Changing the topic of Restructuring to Reshaping, reshaping
brings to mind a molding process by shifting pieces of the structure around as
in molding a piece of clay. This means that that there are no limitations to what
the resulting structure can be, allowing any structure to be transformed into
any other structure producing any-to-any structure transformations. The trick
with performing this type of transform is that the semantics of the structure
must drive how the transform is performed in order to preserve the basic semantics
that are applied to the creation of the new structure. This means the naturally
implied data relationships from the physically or logically juxtaposition of
the data in the structure flows with the structure as it is molded. This
produces the desired new structure while taking into consideration the current
semantics represented by the data.

Restructuring is used when new semantics are needed and data
relationships are available to support this. The resulting structure is not a
concern. Reshaping is used when a specific result structure is necessary as in
hierarchical data modeling. The resulting semantics are not a primary concern
but are expected to be hierarchically derived from the source structure.
Restructuring requires that the necessary data relationships are available
while Reshaping does not require any external or internal requirements so it is
always available to use.

Restructuring Example

The following SQL Restructure operation in Figure 1 slices
out the Invoice node shown below, and makes it the new root in the resulting
structure. The data relationship used in making this new structure may be the
same or a previously unused data relationship. If this data structure was
retrieved from a contiguous data structure like XML there may not have been any
physical data relationships to use. But on the other hand, once any type of
data structure (physical or logical, contiguous or linked) is retrieved into a
relational rowset it can be freely taken apart. Reassembling will depend on the
data relationships that can be made.

Restructuring

The Alias feature of SQL beside its renaming use allows
making multiple, separately named copies of a structure in the rowset, which can
be used in taking apart the structure above and hierarchically reassembling it.
The separately identified data from the two named copies of the identified structure
in the FROM statement above is identified by the prefixes of X and Y associated
with their created data copies in the FROM clause. The LEFT Outer join in
Figure 1 models the restructured data as Y over X since Y is preserved when X
is not. This is why InvID is identified in the SELECT statement with a Y prefix
and EmpID, DndID and AddrID are identified with an X prefix in the SELECT
statement since InvID is desired at a higher hierarchical level than the others.
The higher level Y.InvID is used in the SELECT List and is used in the ON
clause to reflect its proper position in the new hierarchy.
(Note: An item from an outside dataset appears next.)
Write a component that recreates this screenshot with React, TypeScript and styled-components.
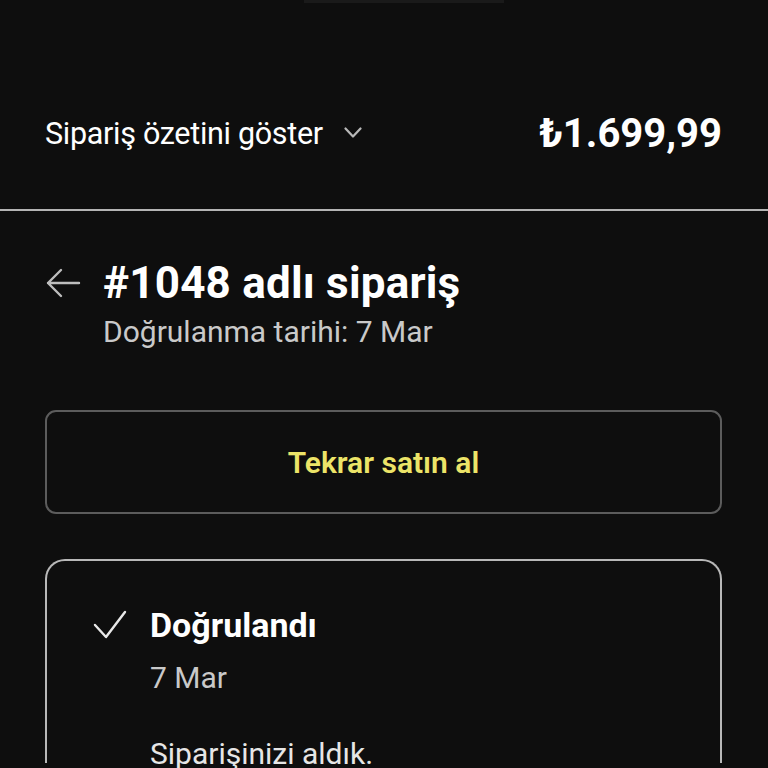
import styled, { createGlobalStyle } from 'styled-components'

const GlobalStyle = createGlobalStyle`
  html, body {
    margin: 0;
    padding: 0;
    background: #0e0e0e;
  }
  body {
    font-family: Roboto, "Liberation Sans", sans-serif;
    color: #fff;
    height: 768px;
    overflow: hidden;
  }
`

const Page = styled.div`
  width: 768px;
  height: 768px;
  overflow: hidden;
  background: #0e0e0e;
  display: flex;
  flex-direction: column;
  & > * {
    flex-shrink: 0;
  }
`

const TopNotch = styled.div`
  align-self: center;
  width: 200px;
  height: 3px;
  margin-left: 39px;
  background: #1a1a1a;
`

const SummaryBar = styled.div`
  height: 208px;
  display: flex;
  align-items: center;
  justify-content: space-between;
  padding: 54px 46px 0 45px;
  box-sizing: border-box;
  border-bottom: 2px solid #b4b4b4;
`

const SummaryToggle = styled.button`
  display: flex;
  align-items: center;
  gap: 21px;
  background: none;
  border: none;
  padding: 0;
  color: #fff;
  font-family: inherit;
  font-size: 30.5px;
  letter-spacing: -0.3px;
  cursor: pointer;
`

const Price = styled.span`
  font-size: 40px;
  font-weight: 700;
`

const Content = styled.main`
  padding: 46px 46px 0 45px;
  display: flex;
  flex-direction: column;
`

const OrderHeader = styled.div`
  display: grid;
  grid-template-columns: 58px 1fr;
  align-items: center;
  row-gap: 5px;
`

const BackButton = styled.button`
  background: none;
  border: none;
  padding: 0;
  display: flex;
  cursor: pointer;
`

const Title = styled.h1`
  margin: 0;
  font-size: 44px;
  font-weight: 700;
  line-height: 52px;
  letter-spacing: 0.2px;
`

const Subtitle = styled.div`
  grid-column: 2;
  font-size: 30px;
  line-height: 36px;
  color: #c9c9c9;
`

const ReorderButton = styled.button`
  margin-top: 60px;
  height: 104px;
  border: 2px solid #5c5c5c;
  border-radius: 11px;
  background: transparent;
  color: #ece468;
  font-family: inherit;
  font-size: 30px;
  font-weight: 600;
  cursor: pointer;
`

const StatusCard = styled.section`
  margin-top: 45px;
  border: 2px solid #b8b8b8;
  border-bottom: none;
  border-radius: 20px 20px 0 0;
  padding: 42px 0 0 46px;
  height: 160px;
`

const StatusRow = styled.div`
  display: grid;
  grid-template-columns: 57px 1fr;
  align-items: center;
`

const StatusTitle = styled.div`
  font-size: 34px;
  font-weight: 700;
  line-height: 44px;
`

const StatusDate = styled.div`
  grid-column: 2;
  margin-top: 13px;
  font-size: 30px;
  line-height: 36px;
  color: #c9c9c9;
`

const StatusText = styled.div`
  grid-column: 2;
  margin-top: 40px;
  font-size: 30px;
  line-height: 36px;
  color: #e6e6e6;
`

export default function App() {
  return (
    <Page>
      <GlobalStyle />
      <TopNotch />
      <SummaryBar>
        <SummaryToggle>
          Sipariş özetini göster
          <svg width="18" height="12" viewBox="0 0 18 12" fill="none">
            <path d="M1.5 1.5l7.5 8 7.5-8" stroke="#b8b8b8" strokeWidth="2.2" strokeLinecap="round" strokeLinejoin="round" />
          </svg>
        </SummaryToggle>
        <Price>₺1.699,99</Price>
      </SummaryBar>
      <Content>
        <OrderHeader>
          <BackButton aria-label="Geri">
            <svg width="36" height="30" viewBox="0 0 36 30" fill="none">
              <path d="M34 15H3M16 2L3 15l13 13" stroke="#bdbdbd" strokeWidth="2.4" strokeLinecap="round" strokeLinejoin="round" />
            </svg>
          </BackButton>
          <Title>#1048 adlı sipariş</Title>
          <Subtitle>Doğrulanma tarihi: 7 Mar</Subtitle>
        </OrderHeader>
        <ReorderButton>Tekrar satın al</ReorderButton>
        <StatusCard>
          <StatusRow>
            <svg width="34" height="30" viewBox="0 0 34 30" fill="none">
              <path d="M2 15l11 12L32 2" stroke="#e8e8e8" strokeWidth="2.4" strokeLinecap="round" strokeLinejoin="round" />
            </svg>
            <StatusTitle>Doğrulandı</StatusTitle>
            <StatusDate>7 Mar</StatusDate>
            <StatusText>Siparişinizi aldık.</StatusText>
          </StatusRow>
        </StatusCard>
      </Content>
    </Page>
  )
}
Restructuring Example Additional Level

This is the same as the previous Restructuring example
except in addition to moving the Invoice to the top of the new structure, the
Addr node is repositioned under the Dpnd node. This is done by adding another
level to the structure by using another LEFT Join to attach the Addr node under
the Dpnd node.

Restructuring adding extra level

Notice
in the above SQL in Figure 2 compared to the previous SQL in Figure 1 that the
additionally added LEFT Join creates another copy of the structure to reference
using the prefix of W. The AddrId field in the SELECT list now uses the W
prefix so it can be referenced in the new LEFT join. This LEFT join is used to
move the Addr node under the Dpnd node.

Reshaping

The following examples will demonstrate a number of data structure
reshaping examples that cover linear to linear, linear to nonlinear, nonlinear
to linear and nonlinear to nonlinear structure transforms. The previous
restructuring used physical data relationships in the data to perform the
transform. This can not be used in reshaping and a technique similar to the
restructuring is used. It uses the same processing of using multiple copies of
the structure, but the coordination between the copies of the structures is
different in that the relationship of the structures is now made between the same
named node types of the two structure copies that are being moved in the order
that they are being moved.

Inverting a 1 to M Linear Three Level Structure

This is a linear structure inversion using nodes Cust over
Emp over Dpnd (a series of 1 to M relationships) in Figure 3 below. This will
demonstrate that the alignment joining starts at the bottom of the structures,
and drives the inversion upward at each node as the selected inverted node (in
bold) from each level is selected: SELECT first: X.Dpnd, second: Y.Emp, third:
Z.Dpnd. Only these three nodes represented by their data are selected once each
for output so they are squeezed together through natural node promotion to keep
their structure which is naturally inverted and now has M to 1 relationships.

Linear inversion

Linear to Nonlinear Reshaping Logic

Linear structures can be reshaped into nonlinear structures.
In this example in Figure 4 below, the linear structure Cust over Emp over Dpnd
can be used to generate the structure Emp directly over the siblings Dpnd and
Cust. Two copies of the input structure are necessary and are joined by their
common Emp node since it is the starting node to building the new structure.
Only two copies of the structure are necessary because the first copy can be
used to move two nodes, Emp over Dpnd, which are already related as required.
This places Emp over the Dpnd and Cust siblings because Emp is linked to Cust.
This creates the nonlinear structure desired and these same node values (in the
SELECT list) will be selected to create the nonlinear structure desired. By
placing Emp over Cust, Cust is naturally and correctly replicated.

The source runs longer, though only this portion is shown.